In opposition to this aesthetics of ‘evil consequences’, snapshots from the family album provide a panorama of a rich life. Alongside moments in the army or references to the state founder Atatürk, these testimonies are, above all, time capsules of warm and loving privacy. These glimpses into a culture of life outside of work suggest that the history of labour migration remains incomplete if it only tells the story of people from the perspective of the victim. It is also a story of relationships, hopes, successes, and moments of happiness that, taken together, generate a justified sense of pride.
These objects and sculptures are embedded within elements of the large-scale installation from the German Pavilion. As individual works, they plastically capture history within the body. The orchestral suite incorporates Hasan Aygün's personal favourite song and concludes with a requiem. Video works that accompanied the performative ritual of ‘resurrection’ in Venice, or document it as an art film, are as much a part of ‘Asbestos’ as the staging of German bureaucratic communication and other documents.
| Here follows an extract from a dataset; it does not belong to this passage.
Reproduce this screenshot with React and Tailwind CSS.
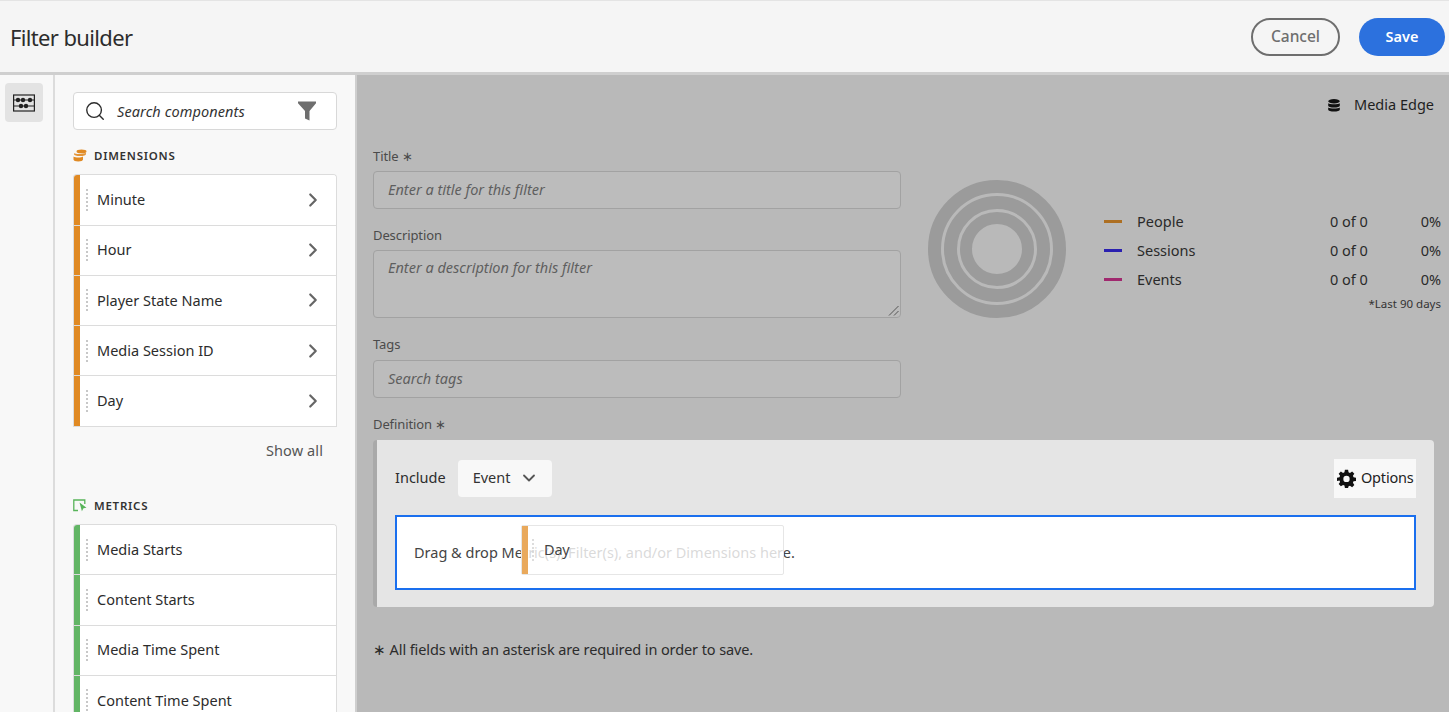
import React from 'react';
import { ChevronRight, ChevronDown, Search } from 'lucide-react';

const FONT = { fontFamily: '"Noto Sans", sans-serif' };

const dimensions = ['Minute', 'Hour', 'Player State Name', 'Media Session ID', 'Day'];
const metrics = ['Media Starts', 'Content Starts', 'Media Time Spent', 'Content Time Spent'];
const legend = [
    { name: 'People', bar: 'bg-[#ad6f22]' },
    { name: 'Sessions', bar: 'bg-[#2a20b0]' },
    { name: 'Events', bar: 'bg-[#a0286e]' }
];

const Grip = () => (
    <span className="block w-[2px] h-[22px] shrink-0 border-l-2 border-dotted border-[#c8c8c8]" />
);

const ListRow = ({ label, accent, chevron }) => (
    <div className="flex items-center h-[50.25px] shrink-0 bg-white border-b border-[#dcdcdc]">
        <span className={`w-[6px] h-full shrink-0 ${accent}`} />
        <span className="ml-[6px]"><Grip /></span>
        <span className="ml-[9px] flex-1 text-[14.5px] text-[#2c2c2c]">{label}</span>
        {chevron && <ChevronRight className="w-[22px] h-[22px] mr-[12px] text-[#666]" strokeWidth={2.4} />}
    </div>
);

const DimensionIcon = () => (
    <svg width="14" height="13" viewBox="0 0 14 13" fill="#e08a24">
        <ellipse cx="8.5" cy="2.4" rx="5" ry="1.9" />
        <path d="M1 4.2c2.5 1 5.5 1.2 12-.2v.9c0 1-2.5 2.2-6 2.2S1 6.2 1 5.2z" opacity="0.9" />
        <path d="M0.5 7.4c1.6 1.2 7.4 1.6 9.5 0v3.2c0 1-2 2-4.8 2S.5 11.6.5 10.6z" />
    </svg>
);

const MetricIcon = () => (
    <svg width="14" height="13" viewBox="0 0 14 13" fill="none">
        <path d="M5 11.5H.8V1h11v4" stroke="#58b45a" strokeWidth="1.3" />
        <path d="M6.5 3.500l7 5.200-3 .5-1.600 3z" fill="#58b45a" />
    </svg>
);

const SectionTitle = ({ icon, children }) => (
    <div className="flex items-center gap-[7px] text-[11.5px] font-semibold tracking-[0.75px] text-[#333]">
        {icon}
        <span>{children}</span>
    </div>
);

const Label = ({ children }) => (
    <div className="text-[13px] leading-[18px] tracking-[-0.1px] text-[#4b4b4b]">{children}</div>
);

const Field = ({ placeholder, tall }) => (
    <div className={`relative flex ${tall ? 'h-[68px] items-start pt-[6px]' : 'h-[38px] items-center'} px-[14px] rounded-[4px] border border-[#a2a2a2] bg-[#bcbcbc] text-[14.5px] italic text-[#5f5f5f]`}>
        {placeholder}
        {tall && (
            <svg className="absolute right-[1px] bottom-[1px]" width="11" height="11" viewBox="0 0 11 11" stroke="#555" strokeWidth="1">
                <path d="M1 10.5L10.5 1M6 10.5l4.500-4.500" />
            </svg>
        )}
    </div>
);

const App = () => {
    return (
        <div style={FONT} className="w-[1449px] h-[712px] overflow-hidden flex flex-col bg-[#b9b9b9]">
            <header className="h-[75px] shrink-0 flex items-center justify-between pl-[10px] pr-[4px] bg-[#f5f5f5] border-t border-[#e4e4e4] border-b-[3px] border-b-[#cfcfcf]">
                <h1 className="mt-[2px] text-[22px] tracking-[-0.65px] text-[#2c2c2c]">Filter builder</h1>
                <div className="flex items-center gap-[19px]">
                    <button className="w-[89px] h-[38px] rounded-full border-2 border-[#6e6e6e] text-[15.5px] font-medium text-[#6e6e6e]">Cancel</button>
                    <button className="w-[86px] h-[38px] rounded-full bg-[#2c71de] text-[14.5px] font-semibold text-white">Save</button>
                </div>
            </header>

            <div className="flex-1 flex min-h-0">
                <div className="w-[55px] shrink-0 pt-[8px] pl-[5px] bg-[#f8f8f8] border-r-2 border-[#dcdcdc]">
                    <div className="w-[38px] h-[39px] flex items-center justify-center rounded-[4px] bg-[#e3e3e3]">
                        <svg width="22" height="18" viewBox="0 0 22 18" fill="none" stroke="#222" strokeWidth="1.2">
                            <rect x="0.6" y="1" width="20.8" height="16" />
                            <path d="M1 6h20M1 12h20" />
                            <circle cx="5" cy="6" r="1.6" fill="#222" />
                            <circle cx="10" cy="6" r="1.6" fill="#222" />
                            <circle cx="17" cy="6" r="1.6" fill="#222" />
                            <circle cx="8" cy="12" r="1.6" fill="#222" />
                            <circle cx="13" cy="12" r="1.6" fill="#222" />
                        </svg>
                    </div>
                </div>

                <aside className="w-[302px] shrink-0 pt-[17px] pl-[18px] pr-[18px] bg-[#f8f8f8] border-r-[2px] border-[#cfcfcf] overflow-hidden">
                    <div className="h-[38px] flex items-center pl-[10px] pr-[20px] rounded-[4px] border border-[#d8d8d8] bg-white">
                        <Search className="w-[22px] h-[22px] text-[#2c2c2c]" strokeWidth={1.5} />
                        <span className="ml-[11px] mt-[1px] flex-1 text-[14.5px] italic tracking-[0.1px] text-[#333]">Search components</span>
                        <svg width="18" height="20" viewBox="0 0 18 20" fill="#6e6e6e">
                            <path d="M0 .5h18v1.700L11.500 10v9.500L7 17.500V10L0 2.200z" />
                        </svg>
                    </div>

                    <div className="mt-[17px]"><SectionTitle icon={<DimensionIcon />}>DIMENSIONS</SectionTitle></div>
                    <div className="mt-[10px] rounded-t-[4px] border-x border-t border-[#dcdcdc] overflow-hidden">
                        {dimensions.map((d) => (
                            <ListRow key={d} label={d} accent="bg-[#e08a24]" chevron />
                        ))}
                    </div>
                    <div className="mt-[13px] pr-[14px] text-right text-[14.5px] tracking-[0.1px] text-[#555]">Show all</div>

                    <div className="mt-[36px]"><SectionTitle icon={<MetricIcon />}>METRICS</SectionTitle></div>
                    <div className="mt-[9.5px] rounded-t-[4px] border-x border-t border-[#dcdcdc] overflow-hidden">
                        {metrics.map((m) => (
                            <ListRow key={m} label={m} accent="bg-[#62b565]" />
                        ))}
                    </div>
                </aside>

                <main className="relative flex-1 min-w-0 pt-[18px] pl-[16px] pr-[15px] text-[#1f1f1f]">
                    <div className="flex items-center justify-end gap-[14px] h-[24px]">
                        <svg width="12" height="13" viewBox="0 0 12 13" fill="#111">
                            <ellipse cx="6" cy="2.2" rx="5.8" ry="2.2" />
                            <path d="M.2 4.300c1.500 1.300 10.100 1.300 11.600 0v2.400c0 1-2.600 1.800-5.800 1.800S.2 7.700.2 6.700z" />
                            <path d="M.2 8.500c1.500 1.300 10.100 1.300 11.600 0v2.300c0 1-2.600 1.800-5.800 1.800S.2 11.800.2 10.800z" />
                        </svg>
                        <span className="text-[14.5px]">Media Edge</span>
                    </div>

                    <div className="flex mt-[29px]">
                        <div className="w-[528px] shrink-0 pt-[1px]">
                            <Label>Title ∗</Label>
                            <div className="mt-[6px]"><Field placeholder="Enter a title for this filter" /></div>
                            <div className="mt-[17px]"><Label>Description</Label></div>
                            <div className="mt-[6px]"><Field tall placeholder="Enter a description for this filter" /></div>
                            <div className="mt-[17px]"><Label>Tags</Label></div>
                            <div className="mt-[7px]"><Field placeholder="Search tags" /></div>
                        </div>

                        <div className="ml-[27px] mt-[34px] w-[138px] h-[138px] shrink-0">
                            <svg width="138" height="138" viewBox="0 0 138 138" fill="none">
                                <circle cx="69" cy="69" r="47" stroke="#9b9b9b" strokeWidth="44" />
                                <circle cx="69" cy="69" r="54.5" stroke="#b9b9b9" strokeWidth="3" />
                                <circle cx="69" cy="69" r="38.5" stroke="#b9b9b9" strokeWidth="3" />
                            </svg>
                        </div>

                        <div className="ml-[38px] mr-[-7px] mt-[61px] flex-1 min-w-0">
                            {legend.map((row) => (
                                <div key={row.name} className="flex items-center h-[29px] text-[14.5px] text-[#2a2a2a]">
                                    <span className={`w-[18px] h-[3px] ${row.bar}`} />
                                    <span className="ml-[15px] flex-1">{row.name}</span>
                                    <span className="w-[89px]">0 of 0</span>
                                    <span className="w-[22px] text-right">0%</span>
                                </div>
                            ))}
                            <div className="mt-[1px] text-right text-[11.5px] text-[#333]">*Last 90 days</div>
                        </div>
                    </div>

                    <div className="mt-[17px]"><Label>Definition ∗</Label></div>
                    <div className="mt-[7px] h-[167px] rounded-[4px] border-l-[4px] border-[#a9a9a9] bg-[#e5e5e5] pl-[18px] pr-[18px] pt-[19px]">
                        <div className="flex items-center h-[38px]">
                            <span className="text-[14.5px] text-[#2c2c2c]">Include</span>
                            <div className="ml-[12px] w-[94px] h-[37px] flex items-center pl-[15px] rounded-[4px] bg-[#f8f8f8] text-[14.5px] text-[#333]">
                                Event
                                <ChevronDown className="ml-[9px] w-[20px] h-[20px] text-[#555]" strokeWidth={2.2} />
                            </div>
                            <div className="ml-auto w-[82px] h-[39px] flex items-center pl-[3px] gap-[5px] bg-[#f8f8f8] text-[14.5px] tracking-[-0.2px] text-[#222]">
                                <svg width="19" height="19" viewBox="0 0 24 24" fill="#111">
                                    <path fillRule="evenodd" d="M10 1h4l.6 3.100 1.800.8 2.700-1.800 2.800 2.800-1.800 2.700.8 1.800L24 11v4l-3.100.6-.8 1.800 1.800 2.700-2.800 2.800-2.700-1.800-1.800.8L14 24h-4l-.6-3.100-1.800-.8-2.700 1.800-2.800-2.800 1.800-2.700-.8-1.800L0 15v-4l3.100-.6.8-1.800L2.100 5.900l2.800-2.800 2.700 1.800 1.800-.8zM12 8.500a4 4 0 1 0 0 8 4 4 0 0 0 0-8z" />
                                </svg>
                                Options
                            </div>
                        </div>
                        <div className="mt-[18px] h-[75px] flex items-center pl-[17px] border-2 border-[#1a6fee] bg-white text-[14.5px] text-[#444]">
                            Drag &amp; drop Metric(s), Filter(s), and/or Dimensions here.
                        </div>
                    </div>

                    <div className="mt-[32px] text-[14.5px] tracking-[-0.1px] text-[#2c2c2c]">∗ All fields with an asterisk are required in order to save.</div>

                    <div className="absolute left-[164px] top-[450px] w-[263px] h-[50px] flex items-center rounded-[2px] border border-[#e6e6e6] bg-white/80 text-[14.5px] tracking-[-0.2px] text-[#444]">
                        <span className="w-[6px] h-full bg-[#e9a95c]" />
                        <span className="ml-[4px] opacity-60"><Grip /></span>
                        <span className="ml-[10px]">Day</span>
                    </div>
                </main>
            </div>
        </div>
    );
};

export default App;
Ultimately, the exhibition at PİLEVNELİ dissolves the boundaries between documentation, fiction, and fine art. Mondtag succeeds in presenting the history of labour migration beyond a pure victim perspective, framing it as a complex narrative of relationships and resilience. Each work acts as a process of encircling a reality that eludes simple reconstruction, solidifying Mondtag’s position as one of the most radical voices in the contemporary exploration of identity and heritage.
You can visit “The Sanctuary” at PİLEVNELİ Dolapdere from 2 June to 4 July 2026, Tuesday to Friday between 10:00 and 17:00, and Saturday between 11:00 and 17:00.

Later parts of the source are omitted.